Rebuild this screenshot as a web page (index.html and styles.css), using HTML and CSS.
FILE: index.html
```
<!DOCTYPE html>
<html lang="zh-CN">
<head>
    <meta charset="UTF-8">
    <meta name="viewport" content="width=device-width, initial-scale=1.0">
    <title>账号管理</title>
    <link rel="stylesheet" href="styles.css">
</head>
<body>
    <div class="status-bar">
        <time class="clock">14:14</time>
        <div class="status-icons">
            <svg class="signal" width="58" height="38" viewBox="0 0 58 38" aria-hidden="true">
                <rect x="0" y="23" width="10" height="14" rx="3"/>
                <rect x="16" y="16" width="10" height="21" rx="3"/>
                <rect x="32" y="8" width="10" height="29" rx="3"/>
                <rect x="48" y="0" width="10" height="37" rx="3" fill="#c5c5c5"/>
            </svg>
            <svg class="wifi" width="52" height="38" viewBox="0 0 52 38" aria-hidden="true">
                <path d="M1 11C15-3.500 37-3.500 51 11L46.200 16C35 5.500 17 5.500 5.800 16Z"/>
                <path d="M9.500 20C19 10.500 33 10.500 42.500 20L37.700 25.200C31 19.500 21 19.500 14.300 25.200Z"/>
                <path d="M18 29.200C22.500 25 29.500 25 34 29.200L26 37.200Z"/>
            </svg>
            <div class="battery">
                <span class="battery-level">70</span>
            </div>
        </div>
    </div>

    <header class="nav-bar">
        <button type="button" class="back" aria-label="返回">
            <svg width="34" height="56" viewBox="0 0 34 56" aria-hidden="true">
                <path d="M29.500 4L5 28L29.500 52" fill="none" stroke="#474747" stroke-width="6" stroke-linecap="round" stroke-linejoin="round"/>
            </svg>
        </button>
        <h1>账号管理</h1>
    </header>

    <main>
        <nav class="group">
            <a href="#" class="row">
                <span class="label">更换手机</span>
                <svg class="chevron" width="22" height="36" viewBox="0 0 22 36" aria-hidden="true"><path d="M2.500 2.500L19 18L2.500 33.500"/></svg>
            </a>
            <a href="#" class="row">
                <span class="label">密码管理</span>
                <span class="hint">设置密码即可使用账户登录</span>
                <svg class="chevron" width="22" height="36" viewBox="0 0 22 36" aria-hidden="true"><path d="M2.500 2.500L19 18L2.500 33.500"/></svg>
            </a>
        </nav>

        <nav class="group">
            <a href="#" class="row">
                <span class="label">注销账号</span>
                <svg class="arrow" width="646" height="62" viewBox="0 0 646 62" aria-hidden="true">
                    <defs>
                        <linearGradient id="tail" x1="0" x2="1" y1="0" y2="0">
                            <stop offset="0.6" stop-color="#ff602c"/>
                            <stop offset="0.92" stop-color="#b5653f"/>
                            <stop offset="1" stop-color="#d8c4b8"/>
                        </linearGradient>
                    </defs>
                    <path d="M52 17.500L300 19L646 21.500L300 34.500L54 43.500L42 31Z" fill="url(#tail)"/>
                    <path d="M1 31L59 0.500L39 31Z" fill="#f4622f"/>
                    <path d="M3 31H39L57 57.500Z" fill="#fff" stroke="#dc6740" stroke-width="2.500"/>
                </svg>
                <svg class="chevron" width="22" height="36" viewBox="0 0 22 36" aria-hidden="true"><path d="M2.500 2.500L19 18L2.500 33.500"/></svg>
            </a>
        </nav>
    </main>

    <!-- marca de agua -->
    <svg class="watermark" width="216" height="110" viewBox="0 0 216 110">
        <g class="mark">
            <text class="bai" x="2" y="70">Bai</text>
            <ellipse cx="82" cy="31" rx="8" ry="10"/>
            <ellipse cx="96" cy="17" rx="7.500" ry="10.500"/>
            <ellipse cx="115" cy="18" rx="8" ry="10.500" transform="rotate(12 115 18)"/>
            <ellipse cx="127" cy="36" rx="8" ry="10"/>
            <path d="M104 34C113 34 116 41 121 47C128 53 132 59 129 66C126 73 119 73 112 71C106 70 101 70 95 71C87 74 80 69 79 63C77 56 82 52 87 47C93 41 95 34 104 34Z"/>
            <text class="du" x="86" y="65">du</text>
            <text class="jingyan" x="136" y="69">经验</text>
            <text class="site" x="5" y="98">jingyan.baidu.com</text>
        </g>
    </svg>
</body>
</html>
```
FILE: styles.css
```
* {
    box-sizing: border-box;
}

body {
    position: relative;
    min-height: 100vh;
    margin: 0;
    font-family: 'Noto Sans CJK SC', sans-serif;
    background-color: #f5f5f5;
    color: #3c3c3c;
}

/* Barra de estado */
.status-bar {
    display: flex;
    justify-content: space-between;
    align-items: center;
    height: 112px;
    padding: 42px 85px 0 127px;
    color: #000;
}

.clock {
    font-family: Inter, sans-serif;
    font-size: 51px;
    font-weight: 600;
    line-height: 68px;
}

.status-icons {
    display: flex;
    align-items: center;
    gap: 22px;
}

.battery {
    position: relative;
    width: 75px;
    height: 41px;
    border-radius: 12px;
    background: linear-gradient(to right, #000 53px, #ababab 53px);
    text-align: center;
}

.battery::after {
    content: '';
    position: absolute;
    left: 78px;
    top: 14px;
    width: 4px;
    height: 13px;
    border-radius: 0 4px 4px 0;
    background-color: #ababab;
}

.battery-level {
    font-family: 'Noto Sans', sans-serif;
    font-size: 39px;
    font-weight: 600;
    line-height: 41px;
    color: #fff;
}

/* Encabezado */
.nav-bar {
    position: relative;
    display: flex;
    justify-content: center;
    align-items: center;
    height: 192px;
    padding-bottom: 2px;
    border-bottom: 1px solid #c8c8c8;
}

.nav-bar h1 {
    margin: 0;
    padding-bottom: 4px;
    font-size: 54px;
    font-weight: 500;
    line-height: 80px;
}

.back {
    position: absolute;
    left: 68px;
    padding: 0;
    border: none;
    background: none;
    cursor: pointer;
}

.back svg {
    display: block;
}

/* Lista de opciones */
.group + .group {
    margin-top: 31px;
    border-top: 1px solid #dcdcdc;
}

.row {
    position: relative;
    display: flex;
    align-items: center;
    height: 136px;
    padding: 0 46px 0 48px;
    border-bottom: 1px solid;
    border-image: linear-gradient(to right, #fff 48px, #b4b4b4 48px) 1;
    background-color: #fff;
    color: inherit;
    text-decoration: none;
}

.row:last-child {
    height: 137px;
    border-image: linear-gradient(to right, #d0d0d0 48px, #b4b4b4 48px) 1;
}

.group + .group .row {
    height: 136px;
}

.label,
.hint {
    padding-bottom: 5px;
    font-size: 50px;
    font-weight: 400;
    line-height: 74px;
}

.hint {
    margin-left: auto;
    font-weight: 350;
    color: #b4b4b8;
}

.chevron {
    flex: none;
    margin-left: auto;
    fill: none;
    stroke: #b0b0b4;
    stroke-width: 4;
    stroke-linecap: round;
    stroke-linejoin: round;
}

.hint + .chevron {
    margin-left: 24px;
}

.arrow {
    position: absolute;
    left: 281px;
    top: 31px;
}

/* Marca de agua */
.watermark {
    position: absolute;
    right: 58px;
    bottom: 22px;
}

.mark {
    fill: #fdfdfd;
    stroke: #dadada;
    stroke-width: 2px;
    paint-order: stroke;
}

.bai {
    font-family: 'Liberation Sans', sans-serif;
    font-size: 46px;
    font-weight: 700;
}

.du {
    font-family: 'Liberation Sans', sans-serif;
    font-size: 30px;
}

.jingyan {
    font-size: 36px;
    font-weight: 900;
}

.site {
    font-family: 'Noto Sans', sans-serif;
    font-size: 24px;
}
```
────────────────────
PROBLEM TO SOLVE =>
Faithfully transcribe the whole of the data.

TASK RESULT =>
Rebuild this screenshot as a web page (index.html and styles.css), using HTML and CSS.
FILE: index.html
```
<!DOCTYPE html>
<html lang="zh-CN">
<head>
    <meta charset="UTF-8">
    <meta name="viewport" content="width=device-width, initial-scale=1.0">
    <title>账号管理</title>
    <link rel="stylesheet" href="styles.css">
</head>
<body>
    <div class="status-bar">
        <time class="clock">14:14</time>
        <div class="status-icons">
            <svg class="signal" width="58" height="38" viewBox="0 0 58 38" aria-hidden="true">
                <rect x="0" y="23" width="10" height="14" rx="3"/>
                <rect x="16" y="16" width="10" height="21" rx="3"/>
                <rect x="32" y="8" width="10" height="29" rx="3"/>
                <rect x="48" y="0" width="10" height="37" rx="3" fill="#c5c5c5"/>
            </svg>
            <svg class="wifi" width="52" height="38" viewBox="0 0 52 38" aria-hidden="true">
                <path d="M1 11C15-3.500 37-3.500 51 11L46.200 16C35 5.500 17 5.500 5.800 16Z"/>
                <path d="M9.500 20C19 10.500 33 10.500 42.500 20L37.700 25.200C31 19.500 21 19.500 14.300 25.200Z"/>
                <path d="M18 29.200C22.500 25 29.500 25 34 29.200L26 37.200Z"/>
            </svg>
            <div class="battery">
                <span class="battery-level">70</span>
            </div>
        </div>
    </div>

    <header class="nav-bar">
        <button type="button" class="back" aria-label="返回">
            <svg width="34" height="56" viewBox="0 0 34 56" aria-hidden="true">
                <path d="M29.500 4L5 28L29.500 52" fill="none" stroke="#474747" stroke-width="6" stroke-linecap="round" stroke-linejoin="round"/>
            </svg>
        </button>
        <h1>账号管理</h1>
    </header>

    <main>
        <nav class="group">
            <a href="#" class="row">
                <span class="label">更换手机</span>
                <svg class="chevron" width="22" height="36" viewBox="0 0 22 36" aria-hidden="true"><path d="M2.500 2.500L19 18L2.500 33.500"/></svg>
            </a>
            <a href="#" class="row">
                <span class="label">密码管理</span>
                <span class="hint">设置密码即可使用账户登录</span>
                <svg class="chevron" width="22" height="36" viewBox="0 0 22 36" aria-hidden="true"><path d="M2.500 2.500L19 18L2.500 33.500"/></svg>
            </a>
        </nav>

        <nav class="group">
            <a href="#" class="row">
                <span class="label">注销账号</span>
                <svg class="arrow" width="646" height="62" viewBox="0 0 646 62" aria-hidden="true">
                    <defs>
                        <linearGradient id="tail" x1="0" x2="1" y1="0" y2="0">
                            <stop offset="0.6" stop-color="#ff602c"/>
                            <stop offset="0.92" stop-color="#b5653f"/>
                            <stop offset="1" stop-color="#d8c4b8"/>
                        </linearGradient>
                    </defs>
                    <path d="M52 17.500L300 19L646 21.500L300 34.500L54 43.500L42 31Z" fill="url(#tail)"/>
                    <path d="M1 31L59 0.500L39 31Z" fill="#f4622f"/>
                    <path d="M3 31H39L57 57.500Z" fill="#fff" stroke="#dc6740" stroke-width="2.500"/>
                </svg>
                <svg class="chevron" width="22" height="36" viewBox="0 0 22 36" aria-hidden="true"><path d="M2.500 2.500L19 18L2.500 33.500"/></svg>
            </a>
        </nav>
    </main>

    <!-- marca de agua -->
    <svg class="watermark" width="216" height="110" viewBox="0 0 216 110">
        <g class="mark">
            <text class="bai" x="2" y="70">Bai</text>
            <ellipse cx="82" cy="31" rx="8" ry="10"/>
            <ellipse cx="96" cy="17" rx="7.500" ry="10.500"/>
            <ellipse cx="115" cy="18" rx="8" ry="10.500" transform="rotate(12 115 18)"/>
            <ellipse cx="127" cy="36" rx="8" ry="10"/>
            <path d="M104 34C113 34 116 41 121 47C128 53 132 59 129 66C126 73 119 73 112 71C106 70 101 70 95 71C87 74 80 69 79 63C77 56 82 52 87 47C93 41 95 34 104 34Z"/>
            <text class="du" x="86" y="65">du</text>
            <text class="jingyan" x="136" y="69">经验</text>
            <text class="site" x="5" y="98">jingyan.baidu.com</text>
        </g>
    </svg>
</body>
</html>
```
FILE: styles.css
```
* {
    box-sizing: border-box;
}

body {
    position: relative;
    min-height: 100vh;
    margin: 0;
    font-family: 'Noto Sans CJK SC', sans-serif;
    background-color: #f5f5f5;
    color: #3c3c3c;
}

/* Barra de estado */
.status-bar {
    display: flex;
    justify-content: space-between;
    align-items: center;
    height: 112px;
    padding: 42px 85px 0 127px;
    color: #000;
}

.clock {
    font-family: Inter, sans-serif;
    font-size: 51px;
    font-weight: 600;
    line-height: 68px;
}

.status-icons {
    display: flex;
    align-items: center;
    gap: 22px;
}

.battery {
    position: relative;
    width: 75px;
    height: 41px;
    border-radius: 12px;
    background: linear-gradient(to right, #000 53px, #ababab 53px);
    text-align: center;
}

.battery::after {
    content: '';
    position: absolute;
    left: 78px;
    top: 14px;
    width: 4px;
    height: 13px;
    border-radius: 0 4px 4px 0;
    background-color: #ababab;
}

.battery-level {
    font-family: 'Noto Sans', sans-serif;
    font-size: 39px;
    font-weight: 600;
    line-height: 41px;
    color: #fff;
}

/* Encabezado */
.nav-bar {
    position: relative;
    display: flex;
    justify-content: center;
    align-items: center;
    height: 192px;
    padding-bottom: 2px;
    border-bottom: 1px solid #c8c8c8;
}

.nav-bar h1 {
    margin: 0;
    padding-bottom: 4px;
    font-size: 54px;
    font-weight: 500;
    line-height: 80px;
}

.back {
    position: absolute;
    left: 68px;
    padding: 0;
    border: none;
    background: none;
    cursor: pointer;
}

.back svg {
    display: block;
}

/* Lista de opciones */
.group + .group {
    margin-top: 31px;
    border-top: 1px solid #dcdcdc;
}

.row {
    position: relative;
    display: flex;
    align-items: center;
    height: 136px;
    padding: 0 46px 0 48px;
    border-bottom: 1px solid;
    border-image: linear-gradient(to right, #fff 48px, #b4b4b4 48px) 1;
    background-color: #fff;
    color: inherit;
    text-decoration: none;
}

.row:last-child {
    height: 137px;
    border-image: linear-gradient(to right, #d0d0d0 48px, #b4b4b4 48px) 1;
}

.group + .group .row {
    height: 136px;
}

.label,
.hint {
    padding-bottom: 5px;
    font-size: 50px;
    font-weight: 400;
    line-height: 74px;
}

.hint {
    margin-left: auto;
    font-weight: 350;
    color: #b4b4b8;
}

.chevron {
    flex: none;
    margin-left: auto;
    fill: none;
    stroke: #b0b0b4;
    stroke-width: 4;
    stroke-linecap: round;
    stroke-linejoin: round;
}

.hint + .chevron {
    margin-left: 24px;
}

.arrow {
    position: absolute;
    left: 281px;
    top: 31px;
}

/* Marca de agua */
.watermark {
    position: absolute;
    right: 58px;
    bottom: 22px;
}

.mark {
    fill: #fdfdfd;
    stroke: #dadada;
    stroke-width: 2px;
    paint-order: stroke;
}

.bai {
    font-family: 'Liberation Sans', sans-serif;
    font-size: 46px;
    font-weight: 700;
}

.du {
    font-family: 'Liberation Sans', sans-serif;
    font-size: 30px;
}

.jingyan {
    font-size: 36px;
    font-weight: 900;
}

.site {
    font-family: 'Noto Sans', sans-serif;
    font-size: 24px;
}
```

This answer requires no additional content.